I have a friend who experienced emotional abuse during her marriage. She sort of understands. She felt and withstood the insidious nature of it from 17 to 27. Terrible as that is, and terrible as I am to distinguish, I'm still going to say that it is vastly different when it occurs to an adult rather than a child. I was a child, literally molded by this man I had not chosen in any way to have around me.

I wonder if there are support groups for the children of addicts? Probably, there should be anyway based on how cathartic it was for me to have one small conversation about a shared hell.

Friday, October 18, 2019

My First Superpower

When I was a child I used to think I had an ability no one else did. Certainly no one in my immediate proximity. I had the somewhat limited ability to know what would happen in my future, and the future of those around me. All I had to do was think of every most logical scenario for any given situation, and I'd get an approximate idea of the future.

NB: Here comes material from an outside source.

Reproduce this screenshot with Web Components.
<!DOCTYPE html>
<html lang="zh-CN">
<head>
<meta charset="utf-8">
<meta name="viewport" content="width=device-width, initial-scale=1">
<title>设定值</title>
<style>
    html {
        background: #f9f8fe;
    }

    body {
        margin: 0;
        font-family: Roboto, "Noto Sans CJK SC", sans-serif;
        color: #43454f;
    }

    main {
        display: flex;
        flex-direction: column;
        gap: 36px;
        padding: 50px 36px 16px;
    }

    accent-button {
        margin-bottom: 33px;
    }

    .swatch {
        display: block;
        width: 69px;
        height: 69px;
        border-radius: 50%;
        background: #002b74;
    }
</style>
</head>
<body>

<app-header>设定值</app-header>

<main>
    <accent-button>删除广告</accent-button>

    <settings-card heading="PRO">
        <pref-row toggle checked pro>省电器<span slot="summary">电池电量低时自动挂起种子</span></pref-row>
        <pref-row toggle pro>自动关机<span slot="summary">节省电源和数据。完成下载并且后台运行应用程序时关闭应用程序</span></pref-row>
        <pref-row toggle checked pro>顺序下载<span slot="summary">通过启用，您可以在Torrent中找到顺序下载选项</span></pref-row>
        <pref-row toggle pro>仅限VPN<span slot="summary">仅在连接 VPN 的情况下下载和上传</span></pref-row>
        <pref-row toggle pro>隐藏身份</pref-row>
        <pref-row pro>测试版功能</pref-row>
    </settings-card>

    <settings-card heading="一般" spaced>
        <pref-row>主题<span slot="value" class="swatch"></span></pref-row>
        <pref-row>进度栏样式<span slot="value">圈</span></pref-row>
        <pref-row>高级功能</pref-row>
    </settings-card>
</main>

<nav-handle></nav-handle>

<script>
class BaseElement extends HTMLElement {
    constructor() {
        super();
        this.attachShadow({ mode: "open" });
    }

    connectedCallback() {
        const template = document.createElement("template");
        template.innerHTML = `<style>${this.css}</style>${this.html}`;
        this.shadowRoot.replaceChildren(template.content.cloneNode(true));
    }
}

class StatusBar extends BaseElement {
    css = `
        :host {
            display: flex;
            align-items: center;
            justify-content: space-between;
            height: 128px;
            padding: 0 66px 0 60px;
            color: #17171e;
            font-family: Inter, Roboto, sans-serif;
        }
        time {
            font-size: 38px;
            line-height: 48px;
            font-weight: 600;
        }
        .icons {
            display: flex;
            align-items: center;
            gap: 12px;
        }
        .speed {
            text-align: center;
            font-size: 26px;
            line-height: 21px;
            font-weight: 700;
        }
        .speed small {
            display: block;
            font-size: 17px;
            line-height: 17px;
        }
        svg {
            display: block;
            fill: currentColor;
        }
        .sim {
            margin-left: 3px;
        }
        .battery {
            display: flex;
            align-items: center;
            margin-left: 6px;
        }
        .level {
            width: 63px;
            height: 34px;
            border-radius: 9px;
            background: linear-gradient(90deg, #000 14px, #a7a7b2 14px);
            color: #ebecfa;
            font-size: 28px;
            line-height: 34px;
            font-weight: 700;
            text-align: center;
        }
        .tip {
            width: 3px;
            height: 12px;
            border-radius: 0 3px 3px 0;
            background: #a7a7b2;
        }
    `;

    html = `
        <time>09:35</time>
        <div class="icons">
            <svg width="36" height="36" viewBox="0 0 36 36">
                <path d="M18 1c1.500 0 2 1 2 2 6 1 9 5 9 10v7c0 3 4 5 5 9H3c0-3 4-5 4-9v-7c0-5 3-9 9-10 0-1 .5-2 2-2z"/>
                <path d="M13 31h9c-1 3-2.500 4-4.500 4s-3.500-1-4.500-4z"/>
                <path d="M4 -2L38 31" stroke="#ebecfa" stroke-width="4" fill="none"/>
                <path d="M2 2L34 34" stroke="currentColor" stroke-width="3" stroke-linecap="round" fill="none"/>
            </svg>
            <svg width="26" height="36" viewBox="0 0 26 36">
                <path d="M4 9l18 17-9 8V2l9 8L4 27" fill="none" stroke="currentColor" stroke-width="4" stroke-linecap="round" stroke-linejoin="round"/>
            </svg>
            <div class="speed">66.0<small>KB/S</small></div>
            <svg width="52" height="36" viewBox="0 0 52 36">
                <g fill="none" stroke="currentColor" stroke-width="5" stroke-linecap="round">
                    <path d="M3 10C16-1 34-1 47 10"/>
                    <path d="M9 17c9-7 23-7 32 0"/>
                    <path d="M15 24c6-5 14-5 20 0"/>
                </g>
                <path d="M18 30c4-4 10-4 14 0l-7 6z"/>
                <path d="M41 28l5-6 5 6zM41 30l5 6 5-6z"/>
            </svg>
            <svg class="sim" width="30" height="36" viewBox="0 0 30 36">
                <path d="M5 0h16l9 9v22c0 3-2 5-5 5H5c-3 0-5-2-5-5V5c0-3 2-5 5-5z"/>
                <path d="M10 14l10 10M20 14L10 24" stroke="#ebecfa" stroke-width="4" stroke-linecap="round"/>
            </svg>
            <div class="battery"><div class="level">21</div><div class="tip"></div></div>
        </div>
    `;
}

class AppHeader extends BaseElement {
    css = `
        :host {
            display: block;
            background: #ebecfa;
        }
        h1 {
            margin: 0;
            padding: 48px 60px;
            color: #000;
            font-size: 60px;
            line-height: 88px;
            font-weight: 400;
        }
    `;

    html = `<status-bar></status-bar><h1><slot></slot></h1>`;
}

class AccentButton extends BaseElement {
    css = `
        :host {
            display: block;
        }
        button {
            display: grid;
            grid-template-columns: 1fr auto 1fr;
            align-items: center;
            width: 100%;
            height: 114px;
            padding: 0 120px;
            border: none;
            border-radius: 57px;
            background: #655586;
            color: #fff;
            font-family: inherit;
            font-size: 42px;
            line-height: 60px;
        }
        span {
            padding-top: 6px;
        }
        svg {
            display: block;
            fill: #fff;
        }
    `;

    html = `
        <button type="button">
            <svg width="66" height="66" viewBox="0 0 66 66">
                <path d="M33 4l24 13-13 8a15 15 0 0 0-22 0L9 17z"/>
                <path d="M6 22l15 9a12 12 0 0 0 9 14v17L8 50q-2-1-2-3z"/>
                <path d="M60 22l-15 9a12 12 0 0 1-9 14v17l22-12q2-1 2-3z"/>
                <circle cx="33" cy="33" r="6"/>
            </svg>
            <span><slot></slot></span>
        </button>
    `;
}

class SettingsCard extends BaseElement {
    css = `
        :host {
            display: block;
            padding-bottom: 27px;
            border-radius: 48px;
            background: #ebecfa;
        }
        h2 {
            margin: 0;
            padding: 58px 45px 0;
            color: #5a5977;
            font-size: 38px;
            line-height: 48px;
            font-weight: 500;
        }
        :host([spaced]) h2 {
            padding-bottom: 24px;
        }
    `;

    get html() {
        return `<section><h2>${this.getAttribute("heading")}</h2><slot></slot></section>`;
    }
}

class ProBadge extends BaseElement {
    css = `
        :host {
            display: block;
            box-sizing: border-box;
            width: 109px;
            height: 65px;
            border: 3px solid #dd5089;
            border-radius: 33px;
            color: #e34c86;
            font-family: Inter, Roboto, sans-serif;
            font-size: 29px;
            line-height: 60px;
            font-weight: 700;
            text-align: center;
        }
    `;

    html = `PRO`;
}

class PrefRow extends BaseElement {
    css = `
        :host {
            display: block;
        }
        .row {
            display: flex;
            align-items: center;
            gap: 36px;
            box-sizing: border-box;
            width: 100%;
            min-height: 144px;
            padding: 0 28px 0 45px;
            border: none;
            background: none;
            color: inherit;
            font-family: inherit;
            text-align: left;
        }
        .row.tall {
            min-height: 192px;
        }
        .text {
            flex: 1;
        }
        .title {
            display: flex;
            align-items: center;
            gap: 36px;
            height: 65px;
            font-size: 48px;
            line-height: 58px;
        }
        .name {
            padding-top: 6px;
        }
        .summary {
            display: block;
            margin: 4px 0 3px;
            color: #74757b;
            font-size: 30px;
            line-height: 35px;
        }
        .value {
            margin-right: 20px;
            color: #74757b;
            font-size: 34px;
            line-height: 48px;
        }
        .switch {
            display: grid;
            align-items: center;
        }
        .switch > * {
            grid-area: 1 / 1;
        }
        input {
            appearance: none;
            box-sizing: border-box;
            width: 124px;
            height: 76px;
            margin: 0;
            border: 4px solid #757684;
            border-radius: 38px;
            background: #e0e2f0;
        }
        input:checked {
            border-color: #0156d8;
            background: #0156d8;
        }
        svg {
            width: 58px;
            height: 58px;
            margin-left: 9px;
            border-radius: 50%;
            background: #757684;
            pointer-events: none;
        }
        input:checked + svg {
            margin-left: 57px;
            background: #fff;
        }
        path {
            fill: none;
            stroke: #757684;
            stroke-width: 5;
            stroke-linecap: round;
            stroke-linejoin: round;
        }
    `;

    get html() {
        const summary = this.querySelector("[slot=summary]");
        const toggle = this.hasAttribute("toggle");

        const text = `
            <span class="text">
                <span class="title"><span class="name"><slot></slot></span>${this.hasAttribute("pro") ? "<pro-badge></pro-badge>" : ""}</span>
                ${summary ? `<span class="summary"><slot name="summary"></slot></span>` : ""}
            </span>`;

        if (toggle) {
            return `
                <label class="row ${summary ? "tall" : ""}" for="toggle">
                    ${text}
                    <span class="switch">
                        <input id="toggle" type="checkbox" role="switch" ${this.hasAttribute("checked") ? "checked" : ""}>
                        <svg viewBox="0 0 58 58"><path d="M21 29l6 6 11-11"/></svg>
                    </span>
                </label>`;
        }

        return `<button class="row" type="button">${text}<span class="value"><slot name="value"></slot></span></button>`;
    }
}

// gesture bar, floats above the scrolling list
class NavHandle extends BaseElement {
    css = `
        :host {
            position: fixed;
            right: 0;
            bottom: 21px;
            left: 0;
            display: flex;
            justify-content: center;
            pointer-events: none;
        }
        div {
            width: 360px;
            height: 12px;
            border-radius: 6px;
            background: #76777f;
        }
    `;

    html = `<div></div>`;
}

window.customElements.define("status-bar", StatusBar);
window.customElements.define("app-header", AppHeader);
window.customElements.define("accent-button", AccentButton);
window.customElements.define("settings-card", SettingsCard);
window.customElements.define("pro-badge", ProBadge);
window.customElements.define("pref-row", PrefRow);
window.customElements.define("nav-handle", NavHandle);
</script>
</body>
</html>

Because of my shitty upbringing, wherein my parents never seemed to think beyond their present circumstances, I thought this was somehow special. Being able to comprehend cause and effect seemed like a superpower. That is literally the only way I could justify why they kept making the same terrible decisions over and over again. They didn't have this special ability.

This all seems rather absurd to me now.

However, the actual realization here is that my superpower was not just self awareness. It was a heightened awareness caused by the instability and chaos my parents inflicted upon me. My superpower was ANXIETY!

Fucking bullshit superpower if you ask me.